Founders Journal
A New Heart
"A new heart also will I give you, and a new spirit will I put within you; and I will take away the stony heart out of your flesh, and I will give you an heart of flesh." --Ezekiel 36:26
You will notice...God does not promise to us that he will improve our nature,
that he will mend our broken hearts. No, the promise is that he will give us
new hearts and right spirits. Human nature is too far gone ever to be mended.
It is not ahouse that is a little out of repair, with here and there a slate
blown from the roof, and here and there a piece of plaster borken down from
the ceiling. No, it is rotten throughout, the very foundations have been
sapped; there is not a single timber in it which has not been eaten by the
worm, from its uppermost roof to its lowest foundation; there is no soundness
in it; it is all rottenness and ready to fall. God doth not attempt to men; he
does not shore up the walls, and re-paint the door; he does not garnish and
beautify, but he determines that the old house shall be entirely swept away.,
and that he will build a new one. It is too far gone, I say, to be mended. If
it were only a little out of repair, it might be mended. If only a wheel or
two of that great thing called 'manhood' were out of repair, then he who made
man might put the whole to rights; he might put a new cog where it had been
broken off, and another wheel where it had gone to ruin and the machine might
work anew. But no, the whole of it is out of repair; there is not one lever
which is not broken; not one axle which is not disturbed; not on of the wheels
which act upon the others. The whole head is sick, and the whole heart is
faint. From the sole of the foot, to the crown of the head, it is all wounds
and bruises and putrifying sores. The Lord, thereforce, does not attempt the
repairing of this thing; but he says, 'I will give you a new heart, and a
right spirit will I put within you; I will take away the heart of stone, I
will not try to soften it, I will let it be as stony as ever it was, but I
will take it away, and I will give you a new heart, and it shall be a heart of
flesh.'
--Charles Haddon Spurgeon, "The New Heart," New Park Street Pulpit, Vol. 4,
378.
The various forms of expression are employed in the Scriptures, to
denote the change of heart; and they signify it with various shades
of meaning. It is taking away the heart of stone, and giving a heart
of flesh (Ezek. 26:26); giving a new heart (Ezek. 18:31); putting the
law in the heart (Heb. 8:10); quickening or making alive (John 6:63;
Eph. 2:1; Rom. 6:11,13); a resurrection from the dead; an illumination
(Heb. 10:32); a conversion, or turning back to God (Matt. 13:3; Ps. 25:16;
Isa. 59:20). So great is the change produced, that the subject of it is
called a new creation (2 Cor. 5:17; Gal. 6:15), as if proceeding, like
Adam, directly from the creating hand of God; and he is said to be renewed
(Col. 3:10; Rom. 12:2; Tit. 3:5), as being restored to the image of God,
in which man was originally formed. With reference to the mode in which
the descendants of Adam come into the world, the change is denominated
regeneration (Tit. 3:5); and the subjects of it are said to be born again
(John 3:3,7; 1 Pet. 1:23).
--John L. Dagg, A Manual of Theology, 277-78.

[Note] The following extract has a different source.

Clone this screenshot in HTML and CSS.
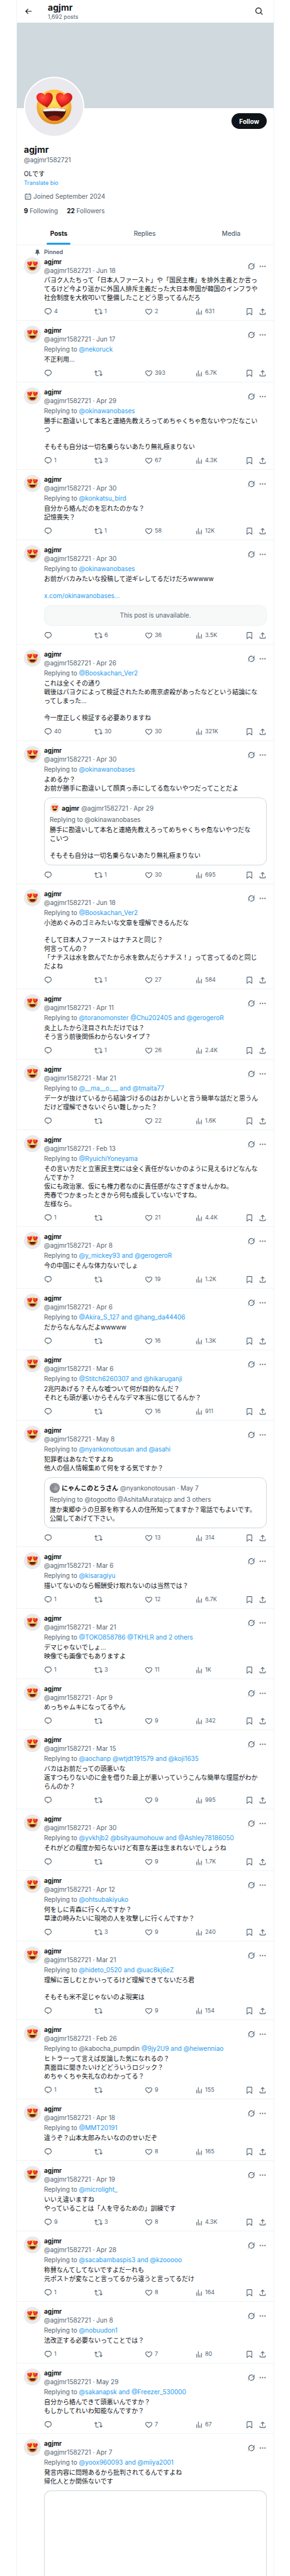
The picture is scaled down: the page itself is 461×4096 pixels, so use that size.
FILE: index.html
```
<!DOCTYPE html>
<html lang="en">
<head>
    <meta charset="UTF-8">
    <meta name="viewport" content="width=device-width, initial-scale=1.0">
    <title>agjmr (@agjmr1582721)</title>
    <link rel="stylesheet" href="styles.css">
</head>
<body>
    <svg class="sprite" aria-hidden="true">
        <defs>
            <radialGradient id="face" cx="50%" cy="35%" r="65%">
                <stop offset="0" stop-color="#ffe065"/>
                <stop offset="0.6" stop-color="#fbc13c"/>
                <stop offset="1" stop-color="#e28a1e"/>
            </radialGradient>
            <radialGradient id="love" cx="40%" cy="30%" r="70%">
                <stop offset="0" stop-color="#ff5b4a"/>
                <stop offset="0.5" stop-color="#f02a22"/>
                <stop offset="1" stop-color="#b5121b"/>
            </radialGradient>
            <radialGradient id="moon" cx="55%" cy="45%" r="60%">
                <stop offset="0" stop-color="#a5a7ac"/>
                <stop offset="0.6" stop-color="#8b8e96"/>
                <stop offset="1" stop-color="#777b86"/>
            </radialGradient>
        </defs>
        <symbol id="emoji" viewBox="0 0 100 100">
            <rect width="100" height="100" fill="#e9e9ee"/>
            <circle cx="50" cy="50" r="30" fill="url(#face)"/>
            <path d="M30 54q20-4 41 0c-1 11-9 20-20 20S32 65 30 54z" fill="#4d120f"/>
            <path d="M38 69q13-8 25 0c-4 4-8 5-12 5s-9-1-13-5z" fill="#a02413"/>
            <path d="M30 54q20-4 41 0l-2 4q-18-2-37 0z" fill="#f4f1ec"/>
            <path id="heart-eye" d="M38 51C28 46 19 40 19.500 33c.5-8 11-10 14.500-3 2-6 12-6 13.500 1C49 38 43 46 38 51z" fill="url(#love)"/>
            <path d="M63 51C58 46 52 38 53.500 31c1.500-7 11.500-7 13.500-1 3.500-7 14-5 14.500 3C82 40 73 46 63 51z" fill="url(#love)"/>
        </symbol>
        <symbol id="moon-face" viewBox="0 0 100 100">
            <rect width="100" height="100" fill="url(#moon)"/>
            <circle cx="36" cy="38" r="14" fill="#7b7f8a" opacity=".6"/>
            <circle cx="64" cy="60" r="18" fill="#b3b5ba" opacity=".6"/>
        </symbol>
        <symbol id="back" viewBox="0 0 24 24"><path d="M7.414 13l5.043 5.04-1.414 1.42L3.586 12l7.457-7.46 1.414 1.42L7.414 11H21v2H7.414z"/></symbol>
        <symbol id="search" viewBox="0 0 24 24"><path d="M10.250 3.750c-3.590 0-6.500 2.910-6.500 6.500s2.910 6.500 6.500 6.500c1.795 0 3.419-.726 4.596-1.904 1.178-1.177 1.904-2.801 1.904-4.596 0-3.590-2.910-6.500-6.500-6.500zm-8.500 6.500c0-4.694 3.806-8.500 8.500-8.500s8.500 3.806 8.500 8.500c0 1.986-.682 3.815-1.824 5.262l4.781 4.781-1.414 1.414-4.781-4.781c-1.447 1.142-3.276 1.824-5.262 1.824-4.694 0-8.500-3.806-8.500-8.500z"/></symbol>
        <symbol id="pin" viewBox="0 0 24 24"><path d="M7 4.500C7 3.120 8.120 2 9.500 2h5C15.880 2 17 3.120 17 4.500v5.260L20.120 16H13v5l-1 2-1-2v-5H3.880L7 9.760V4.500z"/></symbol>
        <symbol id="calendar" viewBox="0 0 24 24"><path d="M7 4V3h2v1h6V3h2v1h1.500C19.890 4 21 5.120 21 6.500v12c0 1.380-1.110 2.500-2.500 2.500h-13C4.120 21 3 19.880 3 18.500v-12C3 5.120 4.120 4 5.500 4H7zm0 2H5.500c-.27 0-.5.22-.5.5v12c0 .28.23.5.5.5h13c.28 0 .5-.22.5-.5v-12c0-.28-.22-.5-.5-.5H17v1h-2V6H9v1H7V6zm0 6h2v-2H7v2zm0 4h2v-2H7v2zm4-4h2v-2h-2v2zm0 4h2v-2h-2v2zm4-4h2v-2h-2v2z"/></symbol>
        <symbol id="grok" viewBox="0 0 33 32"><path d="M12.745 20.540l10.970-8.190c.539-.4 1.307-.244 1.564.38 1.349 3.288.746 7.241-1.938 9.955-2.683 2.714-6.417 3.310-9.830 1.954l-3.728 1.745c5.347 3.697 11.840 2.782 15.898-1.324 3.219-3.255 4.216-7.692 3.284-11.693l.008.009c-1.351-5.878.332-8.227 3.782-13.031L33 0l-4.540 4.590v-.014L12.743 20.544m-2.263 1.987c-3.837-3.707-3.175-9.446.1-12.755 2.420-2.449 6.388-3.448 9.852-1.979l3.720-1.737c-.67-.49-1.530-1.017-2.515-1.387-4.455-1.854-9.789-.931-13.410 2.728-3.483 3.523-4.579 8.940-2.697 13.561 1.405 3.454-.899 5.898-3.220 8.364C1.490 30.200.666 31.074 0 32l10.478-9.466"/></symbol>
        <symbol id="more" viewBox="0 0 24 24"><path d="M3 12c0-1.100.9-2 2-2s2 .9 2 2-.9 2-2 2-2-.9-2-2zm9 2c1.100 0 2-.9 2-2s-.9-2-2-2-2 .9-2 2 .9 2 2 2zm7 0c1.100 0 2-.9 2-2s-.9-2-2-2-2 .9-2 2 .9 2 2 2z"/></symbol>
        <symbol id="reply" viewBox="0 0 24 24"><path d="M1.751 10c0-4.420 3.584-8 8.005-8h4.366c4.490 0 8.129 3.640 8.129 8.130 0 2.960-1.607 5.680-4.196 7.110l-8.054 4.460v-3.690h-.067c-4.490.1-8.183-3.510-8.183-8.010zm8.005-6c-3.317 0-6.005 2.690-6.005 6 0 3.370 2.770 6.080 6.138 6.010l.351-.01h1.761v2.300l5.087-2.810c1.951-1.080 3.163-3.130 3.163-5.360 0-3.390-2.744-6.130-6.129-6.130H9.756z"/></symbol>
        <symbol id="repost" viewBox="0 0 24 24"><path d="M4.500 3.880l4.432 4.140-1.364 1.460L5.500 7.550V16c0 1.100.896 2 2 2H13v2H7.500c-2.209 0-4-1.790-4-4V7.550L1.432 9.480.068 8.020 4.500 3.880zM16.500 6H11V4h5.500c2.209 0 4 1.790 4 4v8.450l2.068-1.930 1.364 1.460-4.432 4.140-4.432-4.140 1.364-1.460 2.068 1.930V8c0-1.100-.896-2-2-2z"/></symbol>
        <symbol id="like" viewBox="0 0 24 24"><path d="M16.697 5.500c-1.222-.06-2.679.51-3.890 2.160l-.805 1.090-.806-1.090C9.984 6.010 8.526 5.440 7.304 5.500c-1.243.07-2.349.78-2.910 1.910-.552 1.120-.633 2.780.479 4.820 1.074 1.970 3.257 4.270 7.129 6.610 3.870-2.340 6.052-4.640 7.126-6.610 1.111-2.040 1.030-3.700.477-4.820-.561-1.130-1.666-1.840-2.908-1.910zm4.187 7.690c-1.351 2.480-4.001 5.120-8.379 7.670l-.503.3-.504-.3c-4.379-2.550-7.029-5.190-8.382-7.670-1.360-2.500-1.410-4.860-.514-6.670.887-1.790 2.647-2.910 4.601-3.010 1.651-.09 3.368.56 4.798 2.010 1.429-1.450 3.146-2.100 4.796-2.010 1.954.1 3.714 1.220 4.601 3.010.896 1.810.846 4.170-.514 6.670z"/></symbol>
        <symbol id="views" viewBox="0 0 24 24"><path d="M8.750 21V3h2v18h-2zM18 21V8.500h2V21h-2zM4 21l.004-10h2L6 21H4zm9.248 0v-7h2v7h-2z"/></symbol>
        <symbol id="bookmark" viewBox="0 0 24 24"><path d="M4 4.500C4 3.120 5.119 2 6.500 2h11C18.881 2 20 3.120 20 4.500v18.440l-8-5.710-8 5.710V4.500zM6.500 4c-.276 0-.5.22-.5.5v14.560l6-4.290 6 4.290V4.500c0-.28-.224-.5-.5-.5h-11z"/></symbol>
        <symbol id="share" viewBox="0 0 24 24"><path d="M12 2.590l5.700 5.700-1.410 1.420L13 6.410V16h-2V6.410l-3.300 3.300-1.410-1.420L12 2.590zM21 15l-.02 3.510c0 1.380-1.120 2.490-2.500 2.490H5.500C4.110 21 3 19.880 3 18.500V15h2v3.500c0 .28.22.5.5.5h12.980c.28 0 .5-.22.5-.5L19 15h2z"/></symbol>
    </svg>

    <main class="column">
        <header class="topbar">
            <button type="button" class="icon-btn" aria-label="Back"><svg class="icon icon-lg"><use href="#back"/></svg></button>
            <div class="topbar-title">
                <h1>agjmr</h1>
                <p>1,692 posts</p>
            </div>
            <button type="button" class="icon-btn" aria-label="Search"><svg class="icon icon-lg"><use href="#search"/></svg></button>
        </header>

        <div class="banner"></div>

        <section class="profile">
            <div class="profile-head">
                <svg class="avatar avatar-xl"><use href="#emoji"/></svg>
                <button type="button" class="follow">Follow</button>
            </div>
            <h2>agjmr</h2>
            <p class="handle">@agjmr1582721</p>
            <p class="bio">OLです</p>
            <a class="translate" href="#">Translate bio</a>
            <p class="joined"><svg class="icon"><use href="#calendar"/></svg>Joined September 2024</p>
            <p class="stats">
                <a href="#"><b>9</b> Following</a>
                <a href="#"><b>22</b> Followers</a>
            </p>
        </section>

        <nav class="tabs">
            <a class="active" href="#">Posts</a>
            <a href="#">Replies</a>
            <a href="#">Media</a>
        </nav>

        <div class="timeline" id="timeline"></div>
    </main>
    <script src="script.js"></script>
</body>
</html>
```
FILE: styles.css
```
* {
    box-sizing: border-box;
}
body {
    margin: 0;
    padding: 0 25px 0 26px;
    background-color: #fff;
    color: #0f1419;
    font-family: Inter, "Noto Sans CJK JP", sans-serif;
    font-size: 10px;
    line-height: 14px;
}
h1, h2, p {
    margin: 0;
}
a {
    color: #1d9bf0;
    text-decoration: none;
}
button {
    padding: 0;
    border: none;
    background: none;
    color: inherit;
    font: inherit;
    cursor: pointer;
}
.sprite {
    position: absolute;
    width: 0;
    height: 0;
}
.icon {
    display: block;
    flex: none;
    width: 13px;
    height: 13px;
    fill: currentColor;
}
.icon-lg {
    width: 14px;
    height: 14px;
}
.column {
    display: flex;
    flex-direction: column;
    min-height: 100vh;
    border-left: 1px solid #eff3f4;
    border-right: 1px solid #eff3f4;
}

/* top bar */
.topbar {
    display: flex;
    align-items: center;
    height: 36px;
    padding: 0 16px 0 11px;
}
.topbar-title {
    flex: 1;
    margin-left: 24px;
}
.topbar h1 {
    font-size: 14px;
    line-height: 18px;
}
.topbar p {
    color: #536471;
    font-size: 9px;
    line-height: 12px;
}

/* profile */
.banner {
    aspect-ratio: 3 / 1;
    background-color: #cfd9de;
}
.profile {
    padding: 8px 11px 11px;
}
.profile-head {
    display: flex;
    align-items: flex-start;
    justify-content: space-between;
}
.avatar {
    display: block;
    flex: none;
    width: 27px;
    height: 27px;
    border-radius: 50%;
}
.avatar-xl {
    width: 96px;
    height: 96px;
    margin-top: -58px;
    border: 2px solid #fff;
    background-color: #fff;
}
.avatar-sm {
    width: 16px;
    height: 16px;
}
.follow {
    height: 25px;
    padding: 0 12px;
    border-radius: 13px;
    background-color: #0f1419;
    color: #fff;
    font-weight: 700;
}
.profile h2 {
    margin-top: 11px;
    font-size: 14px;
    line-height: 18px;
}
.handle, .joined, .stats a {
    color: #536471;
}
.bio {
    margin-top: 8px;
}
.translate {
    display: block;
    margin-top: 1px;
    font-size: 9px;
}
.joined {
    display: flex;
    align-items: center;
    gap: 2px;
    margin-top: 7px;
}
.stats {
    display: flex;
    gap: 14px;
    margin-top: 9px;
}
.stats b {
    color: #0f1419;
}

/* tabs */
.tabs {
    display: flex;
    height: 37px;
    border-bottom: 1px solid #eff3f4;
}
.tabs a {
    flex: 1 1 auto;
    color: #536471;
    font-weight: 500;
    line-height: 36px;
    text-align: center;
}
.tabs .active {
    position: relative;
    color: #0f1419;
    font-weight: 700;
}
.tabs .active::after {
    content: "";
    position: absolute;
    bottom: 0;
    left: 50%;
    width: 38px;
    height: 3px;
    margin-left: -19px;
    border-radius: 2px;
    background-color: #1d9bf0;
}

/* timeline */
.timeline {
    display: flex;
    flex: 1;
    flex-direction: column;
}
.post {
    display: grid;
    grid-template-columns: 27px 1fr;
    column-gap: 5px;
    padding: 8px 11px 7px;
    border-bottom: 1px solid #eff3f4;
}
.post-pinned {
    padding-top: 4px;
}
.pinned {
    display: grid;
    grid-column: 1 / -1;
    grid-template-columns: 27px 1fr;
    column-gap: 5px;
    align-items: center;
    margin-bottom: 1px;
    color: #536471;
    font-size: 9px;
    font-weight: 600;
}
.pinned .icon {
    width: 11px;
    height: 11px;
    margin-left: auto;
}
.content {
    display: flex;
    flex-direction: column;
    min-width: 0;
}
.post-head {
    display: flex;
    gap: 5px;
    color: #536471;
}
.post-author {
    flex: 1;
}
.name {
    color: #0f1419;
    font-weight: 700;
}
.post-author .name {
    display: block;
}
.replying {
    margin: 2px 0 1px;
    color: #536471;
}
.mentions {
    color: #1d9bf0;
}
.text {
    margin-top: 1px;
    padding-right: 8px;
}
.text p + p {
    margin-top: 13px;
}
.unavailable {
    margin-top: 8px;
    padding: 9px;
    border: 1px solid #eff3f4;
    border-radius: 11px;
    background-color: #f7f9f9;
    color: #536471;
    line-height: 13px;
    text-align: center;
}
.quote {
    display: flex;
    flex-direction: column;
    margin-top: 8px;
    padding: 8px;
    border: 1px solid #cfd9de;
    border-radius: 11px;
}
.quote-head {
    display: flex;
    align-items: center;
    gap: 3px;
    color: #536471;
}
.quote .replying {
    margin-top: 3px;
}
.actions {
    display: flex;
    margin-top: 8px;
    color: #536471;
}
.actions button {
    display: flex;
    align-items: center;
    gap: 3px;
    height: 14px;
    font-size: 9px;
}
.actions .counted {
    flex: 1;
}
.actions .save {
    margin-right: 8px;
}

/* the last post runs on past the fold */
.post-open {
    flex: 1;
    padding-bottom: 0;
    border-bottom: none;
}
.media {
    flex: 1;
    min-height: 100px;
    margin-top: 8px;
    border: 1px solid #cfd9de;
    border-bottom: none;
    border-radius: 11px 11px 0 0;
}
```
FILE: script.js
```
// counts: replies, reposts, likes, views
const posts = [
    { pinned: true, date: 'Jun 18', text: 'パヨク人たちって「日本人ファースト」や「国民主権」を排外主義とか言ってるけど今より遥かに外国人排斥主義だった大日本帝国が韓国のインフラや社会制度を大枚叩いて整備したことどう思ってるんだろ', counts: ['4', '1', '2', '631'] },
    { date: 'Jun 17', to: '@nekoruck', text: '不正利用…', counts: ['', '', '393', '6.7K'] },
    { date: 'Apr 29', to: '@okinawanobases', text: '勝手に勘違いして本名と連絡先教えろってめちゃくちゃ危ないやつだなこいつ\n\nそもそも自分は一切名乗らないあたり無礼極まりない', counts: ['1', '3', '67', '4.3K'] },
    { date: 'Apr 30', to: '@konkatsu_bird', text: '自分から絡んだのを忘れたのかな？\n記憶喪失？', counts: ['', '1', '58', '12K'] },
    { date: 'Apr 30', to: '@okinawanobases', text: 'お前がバカみたいな投稿して逆ギレしてるだけだろwwwww\n\n<a href="#">x.com/okinawanobases…</a>', unavailable: true, counts: ['', '6', '36', '3.5K'] },
    { date: 'Apr 26', to: '@Booskachan_Ver2', text: 'これは全くその通り\n戦後はパヨクによって検証されたため南京虐殺があったなどという結論になってしまった…\n\n今一度正しく検証する必要ありますね', counts: ['40', '30', '30', '321K'] },
    {
        date: 'Apr 30', to: '@okinawanobases', text: 'よめるか？\nお前が勝手に勘違いして顔真っ赤にしてる危ないやつだってことだよ', counts: ['', '1', '30', '695'],
        quote: { avatar: 'emoji', name: 'agjmr', handle: '@agjmr1582721', date: 'Apr 29', to: '@okinawanobases', text: '勝手に勘違いして本名と連絡先教えろってめちゃくちゃ危ないやつだなこいつ\n\nそもそも自分は一切名乗らないあたり無礼極まりない' }
    },
    { date: 'Jun 18', to: '@Booskachan_Ver2', text: '小池めぐみのゴミみたいな文章を理解できるんだな\n\nそして日本人ファーストはナチスと同じ？\n何言ってんの？\n「ナチスは水を飲んでたから水を飲んだらナチス！」って言ってるのと同じだよね', counts: ['', '1', '27', '584'] },
    { date: 'Apr 11', to: '@toranomonster @Chu202405 and @gerogeroR', text: '炎上したから注目されただけでは？\nそう言う前後関係わからないタイプ？', counts: ['', '1', '26', '2.4K'] },
    { date: 'Mar 21', to: '@__ma__o___ and @tmaita77', text: 'データが抜けているから結論づけるのはおかしいと言う簡単な話だと思うんだけど理解できないぐらい難しかった？', counts: ['', '', '22', '1.6K'] },
    { date: 'Feb 13', to: '@RyuichiYoneyama', text: 'その言い方だと立憲民主党には全く責任がないかのように見えるけどなんなんですか？\n仮にも政治家、仮にも権力者なのに責任感がなさすぎませんかね。\n売春でつかまったときから何も成長していないですね。\n左様なら。', counts: ['1', '', '21', '4.4K'] },
    { date: 'Apr 8', to: '@y_mickey93 and @gerogeroR', text: '今の中国にそんな体力ないでしょ', counts: ['', '', '19', '1.2K'] },
    { date: 'Apr 6', to: '@Akira_S_127 and @hang_da44406', text: 'だからなんなんだよwwwww', counts: ['', '', '16', '1.3K'] },
    { date: 'Mar 6', to: '@Stitch6260307 and @hikaruganji', text: '2兆円あげる？そんな嘘ついて何が目的なんだ？\nそれとも頭が悪いからそんなデマ本当に信じてるんか？', counts: ['', '', '16', '911'] },
    {
        date: 'May 8', to: '@nyankonotousan and @asahi', text: '犯罪者はあなたですよね\n他人の個人情報集めて何をする気ですか？', counts: ['', '', '13', '314'],
        quote: { avatar: 'moon-face', name: 'にゃんこのとうさん', handle: '@nyankonotousan', date: 'May 7', to: '@togootto @AshitaMuratajcp and 3 others', text: '誰か東郷ゆうの旦那を称する人の住所知ってますか？電話でもよいです。公開してあげて下さい。' }
    },
    { date: 'Mar 6', to: '@kisaragiyu', text: '描いてないのなら報酬受け取れないのは当然では？', counts: ['1', '', '12', '6.7K'] },
    { date: 'Mar 21', to: '@TOKO858786 @TKHLR and 2 others', text: 'デマじゃないでしょ…\n映像でも画像でもありますよ', counts: ['1', '3', '11', '1K'] },
    { date: 'Apr 9', text: 'めっちゃムキになってるやん', counts: ['', '', '9', '342'] },
    { date: 'Mar 15', to: '@aochanp @wtjdt191579 and @koji1635', text: 'バカはお前だっての頭悪いな\n返すつもりないのに金を借りた最上が悪いっていうこんな簡単な理屈がわからんのか？', counts: ['', '', '9', '995'] },
    { date: 'Apr 30', to: '@yvkhjb2 @bsityaumohouw and @Ashley78186050', text: 'それがどの程度か知らないけど有意な差は生まれないでしょうね', counts: ['', '', '9', '1.7K'] },
    { date: 'Apr 12', to: '@ohtsubakiyuko', text: '何をしに青森に行くんですか？\n草津の時みたいに現地の人を攻撃しに行くんですか？', counts: ['', '3', '9', '240'] },
    { date: 'Mar 21', to: '@hideto_0520 and @uac8kj6eZ', text: '理解に苦しむとかいってるけど理解できてないだろ君\n\nそもそも米不足じゃないのよ現実は', counts: ['', '', '9', '154'] },
    { date: 'Feb 26', plainTo: '@kabocha_pumpdin', to: '@9jy2U9 and @heiwenniao', text: 'ヒトラーって言えば反論した気になれるの？\n真面目に聞きたいけどどういうロジック？\nめちゃくちゃ失礼なのわかってる？', counts: ['1', '', '9', '155'] },
    { date: 'Apr 18', to: '@MMT20191', text: '違うぞ？山本太郎みたいなののせいだぞ', counts: ['', '', '8', '165'] },
    { date: 'Apr 19', to: '@microlight_', text: 'いいえ違いますね\nやっていることは「人を守るための」訓練です', counts: ['9', '3', '8', '4.3K'] },
    { date: 'Apr 28', to: '@sacabambaspis3 and @kzooooo', text: '称賛なんてしてないですよだーれも\n元ポストが変なこと言ってるから違うと言ってるだけ', counts: ['1', '', '8', '164'] },
    { date: 'Jun 8', to: '@nobuudon1', text: '法改正する必要ないってことでは？', counts: ['1', '', '7', '80'] },
    { date: 'May 29', to: '@sakanapsk and @Freezer_530000', text: '自分から絡んできて頭悪いんですか？\nもしかしてれいわ知能なんですか？', counts: ['', '', '7', '67'] },
    { date: 'Apr 7', to: '@yoox960093 and @miiya2001', text: '発言内容に問題あるから批判されてるんですよね\n帰化人とか関係ないです', media: true }
];

function icon(name) {
    return `<svg class="icon"><use href="#${name}"/></svg>`;
}

function paragraphs(text) {
    const parts = text.split('\n\n').map(p => `<p>${p.replace(/\n/g, '<br>')}</p>`);
    return `<div class="text" lang="ja">${parts.join('')}</div>`;
}

function replyingTo(post) {
    if (!post.to) return '';
    const plain = post.plainTo ? post.plainTo + ' ' : '';
    const links = post.to.replace(/@\w+/g, '<a href="#">$&</a>');
    return `<div class="replying">Replying to ${plain}<span class="mentions">${links}</span></div>`;
}

function quoteBox(q) {
    return `
        <div class="quote">
            <div class="quote-head">
                <svg class="avatar avatar-sm"><use href="#${q.avatar}"/></svg>
                <span class="name">${q.name}</span>
                <span>${q.handle} · ${q.date}</span>
            </div>
            <div class="replying">Replying to ${q.to}</div>
            ${paragraphs(q.text)}
        </div>`;
}

function actionBar(counts) {
    const names = ['reply', 'repost', 'like', 'views'];
    return `
        <div class="actions">
            ${names.map((n, i) => `<button type="button" class="counted" aria-label="${n}">${icon(n)}${counts[i]}</button>`).join('')}
            <button type="button" class="save" aria-label="bookmark">${icon('bookmark')}</button>
            <button type="button" aria-label="share">${icon('share')}</button>
        </div>`;
}

document.getElementById('timeline').innerHTML = posts.map(post => `
    <article class="post${post.pinned ? ' post-pinned' : ''}${post.media ? ' post-open' : ''}">
        ${post.pinned ? `<div class="pinned">${icon('pin')}Pinned</div>` : ''}
        <svg class="avatar"><use href="#emoji"/></svg>
        <div class="content">
            <div class="post-head">
                <div class="post-author"><span class="name">agjmr</span>@agjmr1582721 · ${post.date}</div>
                <button type="button" class="icon-btn" aria-label="Explain">${icon('grok')}</button>
                <button type="button" class="icon-btn" aria-label="More">${icon('more')}</button>
            </div>
            ${replyingTo(post)}
            ${paragraphs(post.text)}
            ${post.unavailable ? '<div class="unavailable">This post is unavailable.</div>' : ''}
            ${post.quote ? quoteBox(post.quote) : ''}
            ${post.media ? '<div class="media"></div>' : ''}
            ${post.counts ? actionBar(post.counts) : ''}
        </div>
    </article>`).join('');
```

"Mere outward reformation differs as much from regeneration as white-washing
an old rotten house differs from pulling it down and building a new one in its
place."
--Augustus M. Toplady
"Men by their own free will cannot turn to God until he first change their
stony hearts into hearts of flesh."
--John Calvin
"Unless God changes a person's heart, nothing lasting will be achieved."
--Will Metzger
"The change of a sinner's heart is as great a miracle as any Jesus Christ
wrought on earth."
--Joseph Wilson
Concerning regeneration and conversion: "At the outset of a discussion of
these two subjects we are met by the question, whether they are not one and
the same thing. They are unquestionably so intimately associated that it is
difficult to separate them and point out the distinctions between them. The
Scriptures connect the two under the one idea of the new birth, and teach that
not only is regeneration an absolute essential in each conversion, but that in
every intelligent responsible soul conversion invariably accompanies
regeneration. It is not strange, therefore that they are often confounded.
Yet, after all, the Scriptures also teach that regeneration is the work of
God, changing the heart of man by his sovereign will, while conversion is the
act of man turning towards God with the new inclination thus given to his
heart."
--James P. Boyce, Abstract of Systematic Theology, 373-74.